When a teenage boy wields the magic handed down to him by his family, he inadvertently opens a portal to another world - and puts his own sister's life at risk. 
This urban fantasy sees a young man trying to put right the problem he caused - with the help of a beautiful and really quite deadly elf. 
Being a novella, it gets right on with the action, as the boy, Rylan, and his elf companion set off on a road trip to save his sister. Along the way, the elf learns the ways of our modern world - and Rylan learns a bit more about how to stand up for himself. Will that be enough? 
I do wish this had been longer - which is a good sign. Always leave them wanting more, right? But I would have loved there to be more time for the relationship to build between our heroes, and to let the stakes build even higher. Still, for those who want a quick shot of fantasy, romance and a tale of siblings who would do anything for one another, it's a pleasant find. Charming. 

AI Rating: 4/5

Magen is available on Amazon.



Alien: River of Pain, by Christopher Golden and directed by Dirk Maggs

Dirk Maggs really is a king of audio productions. Here, he takes on the Alien franchise for a second time, adapting the book by Christopher Golden. 
The story slots into the Alien series in between the first two movies - it takes us to the colony from Aliens before the xenomorphs began to run riot. 
The production is fantastic - with a great cast including the likes of Anna Friel, Colin Salmon and Alexander Siddig. 
For purists, there are gripes - for example, Colin Salmon is the leader of the colony's marine unit, a unit which didn't exist in the movie. That throws some continuity wrenches - you would think the marines in Aliens would have taken the whole thing a bit more seriously if they knew a whole bunch of colonial marines had already lost contact. That being the case, Vazquez might need to know a little more about the aliens than just where they are. 
There's also the curse of a prequel - you know what's going to happen if you've seen the movie (and if you haven't you probably aren't listening to this). So we get to meet a lot of people and then wait for the aliens to start dismembering them. The sequences retreading bits featuring Ripley don't really add much to this part of the story - but are nice Easter eggs for fans. 
In the end, this feels like a story we didn't really need as part of the franchise - though it does leave a strand or two open to exploring in future. One for the completist Alien fan. But gosh, what a good production. Hats off to the actors and Dirk Maggs for really making the most of the story.

AI Rating: 4/5

Alien: River of Pain is available on Audible.

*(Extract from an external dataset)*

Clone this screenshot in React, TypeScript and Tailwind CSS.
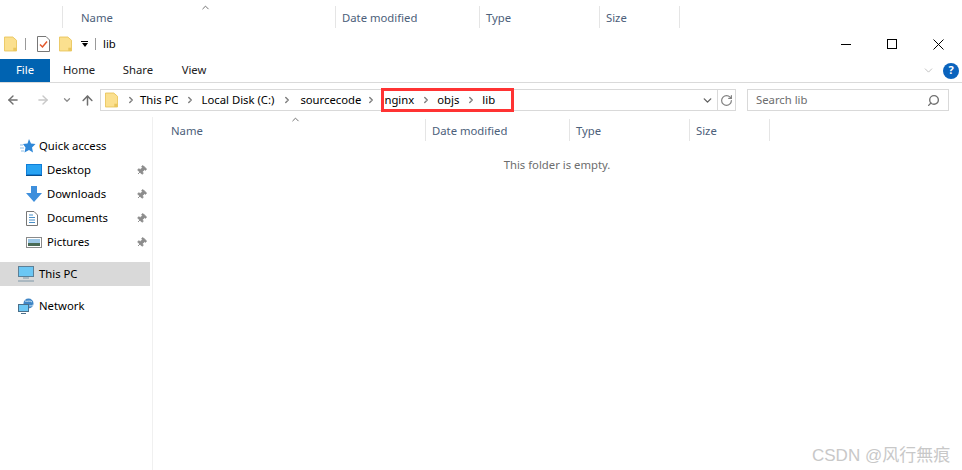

Firefly: Big Damn Hero, by James Lovegrove

Writing a book that fits in and around a popular series must be such a challenge - and even more so I would think with the world of Firefly, which got such a brief run in the sun before its cancellation. 
James Lovegrove does a good job, showing us one of the side adventures that the crew of the Firefly got up to, without treading too heavily on the established canon of the universe. 
We see a story that has just enough nods to moments in the TV series - fans will note bits from one episode here, bits from another there, some familiar characters... and some new ones. 
The new is where it gets really interesting as we discover a story that grows right out of the youth of Captain Mal Reynolds, a story that reveals his first love, and the path that led him to putting on that brown coat. 
Of course, it remains a side adventure, but a good one nonetheless. 
A special shout out to the narrator, James Anderson Foster, who is quite brilliant. With just tone and inflection, he catches the feel of well established characters without ever seeming like just a mimic. He adds a real flair, and really makes this a delight to listen to. 

AI Rating: 4/5

Firefly: Big Damn Hero is available on Audible.


Dark Rite, by David Wood and Alan Baxter

This is a love letter to horror stories of old. Take a dash of Wicker Man, take a pinch of Hammer Horror, throw in a sprinkling of Lovecraft and what have you got? This tale of a young man, Grant Shipman, returning to the town he had left long behind finds him getting embroiled in a web of cultist intrigue. 
Strange things start to happen, and suddenly Grant finds there might be no one he can trust. 
Bloody, sexy, scary, it's a fast-moving horror that really hits the spot. 
One note I would say, get the novel version rather than the audiobook - the audio recording really needed editing, with the narrator stopping and repeating phrases on a number of occasions rather than lopping out the mistakes. Don't let that put you off, though - just grab the book instead. 

AI Rating: 4/5

Dark Rite is available on Amazon.



Emoto's Promise, by Shel Calopa

Years ago, I was blown away by a mindtwister of a novel - This Is The Way The World Ends, by James Morrow, in which the survivors of the end of the world are put on trial by the spirits of the dead. There's something of a resonance here, with a strange city and its occupants trying to hold off the risen seas of a drowned Earth. 
It's a strange city too, with humans serving as workers alongside numans, a modified race that undergoes perpetual upgrades in service of the city's ruler and locked in thrall to an online world called the BigDry. There's shades of Sam Miller's Blackfish City in this too, with the survival of the city given more importance than the lives of those within it and elements of the past told in fragments of text from diaries.
It's a dystopian set-up - but I do wish it had taken more time to tell its story. There's a poetic feel to the writing, but I wanted to see Macie, the lead character, explore this world a little more. Some elements appear quite quickly and don't really get fully developed. 
In the end, it's a story that left me thinking - but which I wanted the book to have resolved more. That said, the promise here is all in the writer, whose ideas are tantalising. 

AI Rating: 3/5

Emoto's Promise is available on Amazon.